Sunday, January 18, 2009

Quick thoughts and quotes on Sanskrit

I learned Sanskrit for five years, in middle and high school. And yet, at the end of those five years, I had nothing to show for my efforts. All the rote learning and exhausting analyses of sandhis had come to nothing. I couldn’t speak the language except for a few rudimentary, stilted sentences. Others in the class were the same way.

Over the years, I’ve lost touch with Sanskrit, and only recently have I begun to learn of its history and merits – often by Western scholars of the language. The Clay Sanskrit Library (New York University Press) for instance, is a monumental undertaking: many ancient Sanskrit texts, secular and religious, poetry and prose, are being translated; the library has already released several titles. I am currently trying to read Dandin’s Daskumaracarita (I really don’t know how to add the proper accents to the title, but the English translation, by Isabelle Onians, is called What Ten Young Men Did.)

One of the best and most evocative descriptions of Sanskrit I’ve read, though, is in linguist Nicolas Ostler’s Empires of the Word: A Language History of the World. Ostler surveys the world’s greatest languages: if you ever wanted a scholarly yet readable history of languages, this is it. But it is clear he has lavished the most attention upon the 75-page chapter, Charming like a Creeper: The Cultured Career of Sanskrit. This is not surprising: Ostler has a PhD in linguistics and Sanskrit from MIT.

It was in Charming like a Creeper that I first learned how complex the grammar of Sanskrit – which I had much difficulty learning in school – is and how it had been relentlessly analyzed by Indian scholars such as Panini before and in the first millennium AD. As Ostler writes, “the Sanskrit word for grammar, vyakarana, instead of being based, like the Greek grammatike, on some word for word or writing, just means analysis: so language is the subject for analysis par excellence.”

The rules of grammar in Sanskrit as expounded by Panini in his treatise Ashtadhyayi are as rigorous as the transactional format of the Turing machine. This is an amazing connection: between millennia-old ideas of grammar and modern computing. I admit I am still trying to understand what this exactly means; perhaps in a few years I can write about it with more authority. But for now, here is an extract from Ostler’s book:
“…the grammar that the tradition had defined was a vast system of abstract rules, made up of a set of pithy maxims (called sutras, literally threads) written in an artificial jargon. These sutras are like nothing so much as the rules in a computational grammar of a modern language, such as might be used in a machine translation system; without any mystical or ritual element, they apply according to abstract formal principles.”
Ostler also talks about how Sanskrit spread to the far corners of Asia, traveling along with its principal disseminators, Buddhism and Hinduism. Unlike the languages that accompanied monotheisms of the Middle East – Arabic or European languages such as Spanish – the spread of Sanskrit was entirely devoid of conquest. The south-east Asian kingdoms and even places as far away as Japan, took up elements of Sanskrit probably because it was a matter of prestige, arriving with either Hinduism or Buddhism. Evidently, India had a reputation at the time as a place where great ideas and philosophies emanated from.
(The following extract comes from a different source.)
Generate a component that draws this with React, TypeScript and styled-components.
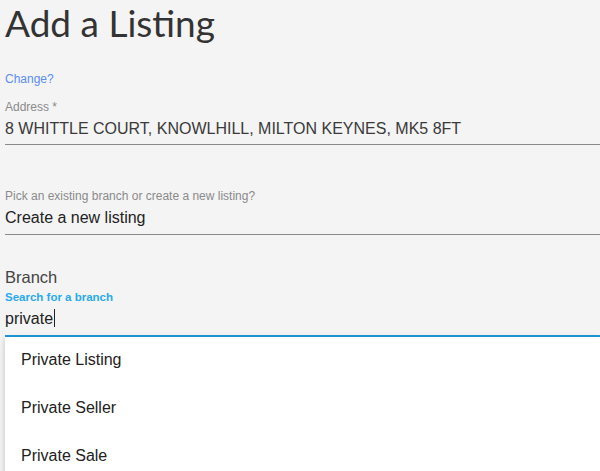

The case of Japan is particularly interesting. Ostler proposes that
“Japan owes the order of its symbols in its syllabary, the so-called kana, or go-ju-on, ‘fifty sounds’, to the order of letters in Indian alphabets.”


“This thoroughgoing intellectual borrowing at the root of the writing system demonstrates that not just the sound of the Buddhist chants but also elements of traditional analysis of language had spread to Japan with Sanskrit.”
Thus, Sanskrit, traveling with the Indian subcontinent's spiritual exports, influenced the far-flung parts of Asia not only with regard to religious ideas, but also subtler aspects, such as the structure of languages. Japan was not the only case: Tibet, Cambodia, and Thailand were influenced too in this fashion. In fact, these cultures may have become literate only with the coming of Sanskrit and its associated vernaculars, such as Pali.

And finally, a quote from an interview of Ostler, in which he summarizes why he loves Sanskrit so:
Q: Your affection for Sanskrit comes through in your book. What is it about Sanskrit that appeals to you?

A: Well, the Indian background helps: my parents would never have met if they had not both been sent out to India owing to the Second World War. But Sanskrit has many virtues that attract. Its grammar has been rigorously analyzed, but not in a doctrinaire way – there is room for intellectual debate. The classical Indian culture in which Sanskrit first flourished offers an immense variety of material, from romantic comedy and sensual poetry to epic, massive-word play, political science and philosophy. It embodies a contradiction, that a language whose literature is so lithe, should be indigenously analyzed as a sort of architectural structure. And I suppose I like the fact that it is so difficult (coming from English, certainly), yet so familiar in another way (coming at it from Latin, Greek and Russian).